The upside is that the oil stays clean! And of course more power at low revs and the car just feels better at those revs.

It's just that you are now emitting more NOx pollution.

N0x emissions are still tiny, even in diesels compared to c02 anyway.

Even with EGR, a diesel is going to produce more NOx than a gasoline vehicle.

While CO2 emissions have far reaching effects, it doesn't have any local or immediate ones. It also isn't a direct threat to human health. The CO emissions will kill you in an enclosed space before the CO2 ones do. CO2 also didn't close Paris down to diesel traffic over the summer. That was particulates and NOx emissions.

Thats because the government has been taxing fuel and encouraging people to drive low polluting cars for years. Now the downside is that everyone drives a diesel. The upside is that C02 emissions have been slashed. America seems to be the only ones that dont care about C02 unfotunately.

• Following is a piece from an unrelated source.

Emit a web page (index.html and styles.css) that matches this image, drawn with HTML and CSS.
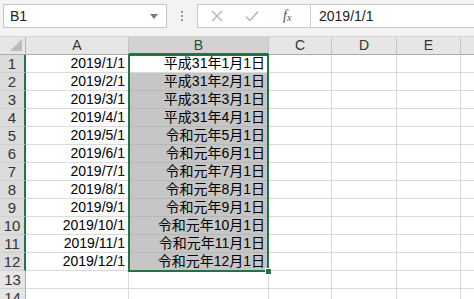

Even with diesels though, my car for example, the C02 emissions are almost 1000% higher than the N0X emissions, and my car is one of the greenest you can get.

NOx will be lower, but it takes less of it to have a negative effect.

The only way to control carbon is to burn less fuel. There is equipment and techniques for limiting other emissions. They tend to work at the expense of fuel efficiency. So it becomes a 'pick your poison'. The Prius could have a better fuel efficiency if Toyota hadn't prioritize emissions.

Prioritize carbon or your wallet over the others, don't complain about the smog in your cities.